Wickremesinghe became president in July after being “elected” with 134 votes in Parliament. He had previously served as prime minister six times. The day after his inauguration, the president ordered the military to violently displace a protest camp in the capital dubbed “Occupy Galle Face,” the name of the grassy area where it was located. He has focused much of his attention as president on eradicating the protest movement, which has come to be known as the Aragalaya, or “struggle,” much to the dismay of Sri Lankans who widely supported the removal of all establishment politicians and installation of competent replacements.
“Not only has the new President failed to provide a degree of accountability, but he is also indulging in a vicious witch-hunt against the activists who stood up against that corrupt and nepotistic regime,” columnist Ranga Jayasuriya of Sri Lanka’s Daily Mirror lamented in the newspaper’s cover story on Tuesday.
“That peaceful revolution is in retreat now. Its activists are hounded. A culture of intimidation has taken hold of the country. The old guard has returned to power through proxy,” Jayasuriya denounced, observing how many members of the Rajapaksas’ Sri Lanka Podujana Peramuna (SLPP) are supporting Wickremesinghe and may soon find their way into the presidential cabinet. “For a government that is devoid of any semblance of legitimacy, repression has become a tempting option to keep the nation under check.”
“If there is an accidental winner in this sad outcome, it is President Ranil Wickremesinghe, who would not have been where he is now without the Aragalaya. Yet he has labeled the protestors as ‘fascists’ and ‘terrorists’ and unleashed a vindictive witch-hunt,” Jayasuriya continued, accusing Wickremesinghe of being “more answerable to the Rajapaksas than they are to the Sri Lankan public” and turning the protest movement into “a regression of democracy.”
“Activists are hounded under charges as ludicrous as being the first to step into the president’s house, eating from the president’s kitchen and sleeping in the president’s bed,” the columnist observed. “In the meanwhile, large-scale scammers and wheeler-dealers are having a field day. Some have already made it to the Cabinet.”
Jayasuriya accused Wickremesinghe of having a “grudge” against the protest movement generally for having burned down his home and attempting to exact revenge on the general population.
The Daily Mirror is not alone in condemning Wickremesinghe. The Colombo Telegraph, which often publishes anti-government opinions regardless of who is running the government, published a column on Tuesday declaring Wickremesinghe and the Rajapaksa family the “axis of evil.”
“Each and every time he [Wickremesinghe] was in power with enormous opportunity and power to justify his stay in power and bring along prudent resolutions to complicated and complex issues, he failed,” the author, Vishwamithra, said of the president. “Ranil’s failures are many and varied. But what has taken him down time and time again is his stubborn refusal to accept the obvious.”
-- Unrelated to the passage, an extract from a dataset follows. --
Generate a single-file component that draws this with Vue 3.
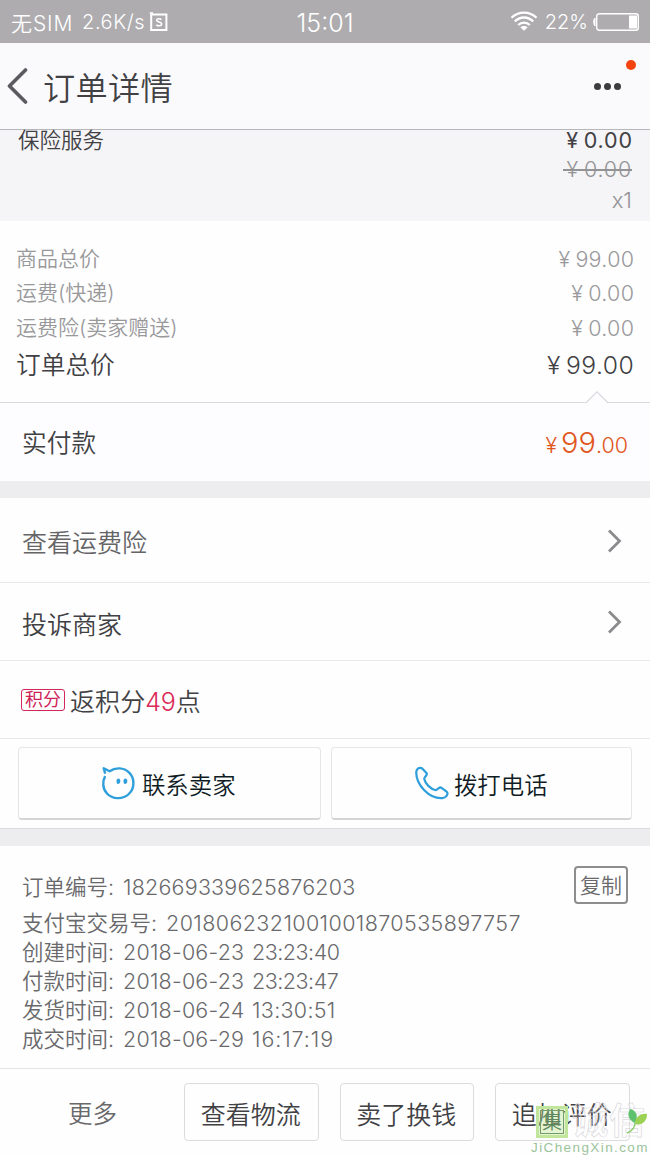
<script setup>
const fees = [
  { label: '商品总价', amount: '99.00' },
  { label: '运费(快递)', amount: '0.00' },
  { label: '运费险(卖家赠送)', amount: '0.00' },
]
const times = [
  { label: '创建时间:', date: '2018-06-23', time: '23:23:40', fit: 'tight' },
  { label: '付款时间:', date: '2018-06-23', time: '23:23:47', fit: 'tight' },
  { label: '发货时间:', date: '2018-06-24', time: '13:30:51', fit: 'wide' },
  { label: '成交时间:', date: '2018-06-29', time: '16:17:19', fit: 'loose' },
]
</script>

<template>
  <div class="screen">
    <div class="status">
      <div class="carrier">
        <span class="sim">无SIM</span><span class="speed">2.6K/s</span>
        <svg width="20" height="20" viewBox="0 0 20 20" fill="none" stroke="#fff">
          <path d="M2.2 2.5H17.4V18H2.2Z" stroke-width="2" />
          <path d="M.8 1H4" stroke-width="1.6" />
          <path d="M12.4 7.6C11 6.3 7.6 6.5 7.7 8.5C7.8 10.5 12.6 9.5 12.6 12C12.6 14.2 8.8 14.2 7.3 12.8" stroke-width="1.6" />
        </svg>
      </div>
      <div class="clock">15:01</div>
      <div class="power">
        <svg class="wifi" width="28" height="21" viewBox="0 0 28 21" fill="none" stroke="#fff" stroke-width="2.3">
          <path d="M1.5 6.7C8.5-.2 19.5-.2 26.5 6.7" />
          <path d="M4.8 10.4C10.2 5.2 17.8 5.2 23.2 10.4" />
          <path d="M8.2 14C11.6 10.7 16.4 10.7 19.8 14" />
          <path d="M10.3 16.3C12.4 14.4 15.6 14.4 17.7 16.3L14 19.7Z" fill="#fff" stroke="none" />
        </svg>
        <span class="percent">22%</span>
        <svg class="battery" width="47" height="20" viewBox="0 0 47 20">
          <rect x="3.7" y="1.7" width="41.6" height="16.6" rx="2.5" fill="none" stroke="#fff" stroke-width="1.4" />
          <rect x="36" y="3.5" width="8" height="13" fill="#fff" />
          <path d="M2 6V14C.3 13 .3 7 2 6Z" fill="#fff" stroke="#fff" />
        </svg>
      </div>
    </div>

    <header class="header">
      <svg class="back" width="22" height="38" viewBox="0 0 22 38" fill="none" stroke="#5b5a5e" stroke-width="3.6" stroke-linecap="round" stroke-linejoin="round">
        <path d="M19.5 3L3.5 19L19.5 35" />
      </svg>
      <h1>订单详情</h1>
      <div class="more"><i></i><i></i><i></i><b class="notice"></b></div>
    </header>

    <section class="product">
      <div class="line name"><span>保险服务</span><span class="price"><span class="yen">¥</span>0.00</span></div>
      <div class="old"><span class="yen">¥</span>0.00</div>
      <div class="count">x1</div>
    </section>

    <section class="totals">
      <div v-for="fee in fees" :key="fee.label" class="line fee">
        <span>{{ fee.label }}</span><span class="price"><span class="yen">¥</span>{{ fee.amount }}</span>
      </div>
      <div class="line total"><span>订单总价</span><span class="price"><span class="yen">¥</span>99.00</span></div>
    </section>

    <section class="paid">
      <svg class="notch" width="22" height="13" viewBox="0 0 22 13">
        <path d="M0 12L11 .8L22 12V13H0Z" fill="#fdfcfe" />
        <path d="M0 11.7L11 .8L22 11.7" fill="none" stroke="#dcdadf" stroke-width="1.2" />
      </svg>
      <span>实付款</span>
      <span class="paid-price"><span class="yen">¥</span><span class="big">99</span>.00</span>
    </section>

    <div class="gap"></div>

    <div class="row insurance">
      <span>查看运费险</span>
      <svg width="16" height="26" viewBox="0 0 16 26" fill="none" stroke="#8b8b8e" stroke-width="2.8"><path d="M3 2.5L13.5 13L3 23.5" /></svg>
    </div>
    <div class="row complain">
      <span>投诉商家</span>
      <svg width="16" height="26" viewBox="0 0 16 26" fill="none" stroke="#8b8b8e" stroke-width="2.8"><path d="M3 2.5L13.5 13L3 23.5" /></svg>
    </div>
    <div class="row points">
      <span class="tag">积分</span><span class="reward">返积分<em>49</em>点</span>
    </div>

    <div class="contacts">
      <button class="contact">
        <svg width="34" height="34" viewBox="0 0 34 34" fill="none" stroke="#2f9fdc" stroke-width="2.4" stroke-linejoin="round">
          <path d="M4.2 10.2C1.4 15.2 1.4 22.6 5.8 27.2C11.3 33.4 21.6 33.9 27.8 28C34 22 33.8 12.2 28.2 6.6C22.8 1.3 14.4 1.1 8.6 5.2L2.7 2.2L4.2 7.6" />
          <g fill="#2f9fdc" stroke="none"><ellipse cx="17.4" cy="15.2" rx="1.9" ry="2.8" /><ellipse cx="24.4" cy="15.2" rx="1.9" ry="2.8" /></g>
        </svg>
        <span>联系卖家</span>
      </button>
      <button class="contact phone">
        <svg width="35" height="35" viewBox="0 0 36 36" fill="none" stroke="#2f9fdc" stroke-width="2.3" stroke-linejoin="round">
          <path d="M2.3 6.4C2.4 2.6 6 .6 8.7 2.8L12.8 7.2C14.6 9.8 10.2 10.8 10.6 13.4C11.5 18.2 17 23.6 21.8 24.7C24.5 25.3 25 20.8 28.3 22.4L33.2 26C36 28.6 33.4 32.6 29.2 33C15.6 34 2.1 19.4 2.3 6.4Z" />
        </svg>
        <span>拨打电话</span>
      </button>
    </div>

    <div class="gap lower"></div>

    <section class="info">
      <div class="record number"><span class="key">订单编号:</span><span class="order">182669339625876203</span><button class="copy">复制</button></div>
      <div class="record trade"><span class="key">支付宝交易号:</span><span class="alipay">2018062321001001870535897757</span></div>
      <div v-for="entry in times" :key="entry.label" class="record">
        <span class="key">{{ entry.label }}</span><span class="date">{{ entry.date }}</span><span class="time" :class="entry.fit">{{ entry.time }}</span>
      </div>
    </section>

    <footer class="footer">
      <span class="extra">更多</span>
      <button>查看物流</button>
      <button>卖了换钱</button>
      <button>追加评价</button>
    </footer>

    <div class="watermark">
      <div class="brand">
        <span class="seal">集</span><span class="outline">诚信</span>
        <svg class="leaf" width="22" height="26" viewBox="0 0 22 26">
          <path d="M8 15C1 12 0 6 3 1C9 2 12 8 8 15Z" fill="#5fc06d" />
          <path d="M8 16C8 9 14 5 20 6C20 13 15 18 8 16Z" fill="#9bd254" />
          <path d="M8 15C8 20 5 23 0 25" fill="none" stroke="#8ccc66" stroke-width="1.4" />
        </svg>
      </div>
      <div class="site">JiChengXin.com</div>
    </div>
  </div>
</template>

<style>
body { background: #fefefe; overflow: hidden; }
</style>

<style scoped>
.screen { position: relative; width: 650px; height: 1155px; overflow: hidden; background: #fefefe; color: #414144; font-family: Inter, "Noto Sans CJK SC", sans-serif; font-weight: 350; box-sizing: border-box; }
.screen * { box-sizing: border-box; }
button { font: inherit; color: inherit; padding: 0; margin: 0; background: none; }
.status { height: 43px; background: #aeacaf; color: #fff; display: grid; grid-template-columns: 1fr 80px 1fr; align-items: center; font-size: 21px; }
.carrier { display: flex; align-items: center; padding-left: 11px; white-space: nowrap; }
.sim { width: 71px; letter-spacing: .9px; }
.speed { width: 67px; font-size: 20px; letter-spacing: .6px; }
.clock { text-align: center; font-size: 25px; padding-top: 2px; }
.power { display: flex; align-items: center; justify-content: flex-end; padding-right: 10px; }
.percent { font-size: 20px; margin: 1px 5px 0 7px; }
.header { height: 87px; background: #faf9fc; border-bottom: 1px solid #b7b6ba; display: flex; align-items: center; padding: 0 29px 0 6px; }
h1 { margin: 5px 0 0 15px; font-size: 32.2px; line-height: 40px; font-weight: 350; letter-spacing: .3px; }
.more { position: relative; margin-left: auto; display: flex; gap: 3px; }
.more i { width: 7px; height: 7px; border-radius: 50%; background: #3d3c3f; }
.notice { position: absolute; width: 10px; height: 10px; border-radius: 50%; background: #f5430f; right: -15px; top: -23px; }
.product { height: 91px; background: #f5f4f7; padding: 0 18px; text-align: right; font-size: 21.5px; }
.line { display: flex; justify-content: space-between; }
.name { height: 20px; line-height: 20px; }
.price { letter-spacing: .3px; margin-right: -.3px; }
.name .price { font-weight: 400; letter-spacing: .8px; margin-right: -.8px; }
.old, .count { color: #939396; }
.old { position: relative; width: fit-content; margin: 4px 0 0 auto; padding-left: 4px; line-height: 30px; letter-spacing: .8px; }
.old::after { content: ""; position: absolute; left: 0; right: 0; top: 15px; height: 1.5px; background: #939396; }
.count { line-height: 32px; font-size: 22px; }
.yen { display: inline-block; margin-right: 5px; }
.totals { height: 182px; border-bottom: 1px solid #dcdadf; padding: 21px 16px 0; }
.fee { height: 34.3px; line-height: 34px; font-size: 21px; color: #99999c; }
.fee .price { font-size: 21.5px; }
.total { height: 40px; line-height: 40px; font-size: 24.7px; }
.total .price { letter-spacing: .5px; }
.paid { position: relative; height: 78px; background: #fdfcfe; display: flex; align-items: center; justify-content: space-between; padding: 0 22px; font-size: 24.7px; }
.notch { position: absolute; left: 586px; top: -12px; }
.paid > span:first-of-type { margin-top: -2px; }
.paid-price { color: #e0561d; font-size: 21.5px; }
.paid-price .yen { margin-right: 4px; }
.big { font-size: 29px; }
.gap { height: 17px; background: #edecef; }
.lower { height: 18px; border-top: 1px solid #dbdadc; }
.row { display: flex; align-items: center; justify-content: space-between; padding: 1px 28px 0 22px; border-bottom: 1px solid #e9e8eb; font-size: 25px; }
.insurance { height: 85px; color: #656568; }
.complain { height: 78px; }
.complain > span { margin-top: 1px; }
.points { height: 78px; justify-content: flex-start; }
.tag { width: 44px; height: 22px; border: 1.5px solid #d3265a; border-radius: 3px; color: #cf2257; font-size: 18px; line-height: 20px; font-weight: 400; text-align: center; margin: -1px 5px 0 -1px; }
.reward { letter-spacing: .1px; }
em { font-style: normal; color: #dc2857; letter-spacing: -.2px; }
.contacts { height: 89px; padding: 8px 18px 0; display: flex; gap: 10px; }
.contact { flex: 1; height: 73px; border: 1.5px solid #e6e5e7; border-bottom: 2px solid #d5d4d6; border-radius: 4px; display: flex; align-items: center; justify-content: center; gap: 7px; color: #101c24; font-size: 23.4px; padding-right: 2px; }
.phone { gap: 5px; padding-right: 1px; }
.contact span { margin-top: 2px; }
.info { height: 222px; padding: 23px 22px 0; color: #69696c; font-size: 21.5px; }
.record { display: flex; height: 29px; line-height: 29px; white-space: nowrap; }
.number { height: 36px; line-height: 37px; }
.trade { height: 33px; line-height: 37px; }
.key { margin-right: 9px; }
.order { letter-spacing: .2px; }
.alipay { letter-spacing: .4px; }
.date { width: 129px; letter-spacing: .2px; }
.tight { letter-spacing: -.5px; }
.wide { letter-spacing: .3px; }
.loose { letter-spacing: .9px; }
.copy { margin: -3px 0 0 auto; width: 54px; height: 38px; border: 2px solid #8d8d90; border-radius: 4px; font-size: 21px; line-height: 35px; }
.footer { height: 87px; border-top: 1px solid #e4e3e6; display: flex; gap: 21px; padding: 14px 0 0; font-size: 25px; }
.extra { width: 163px; padding-left: 68px; line-height: 62px; color: #69696c; font-size: 24.5px; }
.footer button { width: 134.5px; height: 58px; border: 1.5px solid #dcdbde; border-radius: 4px; padding: 1px 1px 0 0; }
.watermark { position: absolute; left: 531px; top: 1103px; width: 119px; }
.brand { display: flex; height: 37px; align-items: center; padding-left: 5px; }
.seal { width: 32px; height: 32px; border: 3px solid #c2e59c; outline: 1.5px solid #729c6c; outline-offset: -5px; background: rgba(190, 228, 145, .4); color: #5c885c; font-size: 20px; line-height: 26px; text-align: center; flex: none; }
.outline { margin-left: 4px; font-size: 36px; line-height: 37px; letter-spacing: 1px; font-weight: 700; color: rgba(255, 255, 255, .2); -webkit-text-stroke: .7px #dcd9dd; white-space: nowrap; }
.leaf { position: absolute; left: 96px; top: 5px; }
.site { font: 400 13.5px/15px "Liberation Sans", sans-serif; letter-spacing: 1.4px; color: #9bc49b; white-space: nowrap; }
</style>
Vishwamithra concluded with a personal attack on Wickremesinghe’s comfortable upbringing as part of the Sri Lankan political elite: “Having remained his mother’s boy, Ranil’s comfort zone has always been in a corner away from the people who matter in the enterprise he has chosen to be engaged in.”
Under Gotabaya Rajapaksa and his family – his brother, former president and prime minister Mahinda Rajapaksa; former minister of finance Basil Rajapaksa; and, at one point, as many as 40 other Rajapaksa family members in cabinet and other government roles – the Sri Lankan government outrageously misspent its money on predatory loans from China, lavish expenses for the elite, and failed government programs. Gotabaya Rajapaksa also outlawed chemical fertilizers, making Sri Lanka reliant on food imports to survive. The expenses meant that Sri Lanka ran out of foreign currency reserves and thus could not purchase any food, starving the population.
By July, every Rajapaksa except for Gotabaya had resigned. Mahinda Rajapaksa resigned from the prime ministership after a mob burned down his home. Rajapaksa finally fled the country in mid-July after a mob took over his official residence, throwing a house party for five days in which hundreds of Sri Lankans toured the facilities, ate Rajapaksa’s food, drank his alcohol, and showered in his bathroom.
The Aragalaya movement that resulted in Rajapaksa’s ouster attempted to continue following Rajapaksa’s departure and the installation of six-time prime minister Ranil Wickremesinghe as the nation’s president. Wickremesinghe “won” the presidency with 134 votes in the parliament; protesters called for his resignation on the day of his inauguration as president. Like Mahinda Rajapaksa, protesters burned down Wickremesinghe’s private home in July.
Basil Rajapaksa does not hold any government position but currently serves as national organizer of the SLPP, making him an indispensable political power broker for Wickremesinghe.
Wickremesinghe has stated that he will not allow a presidential election with a popular vote in the “immediate future,” the Daily Mirror reported this week.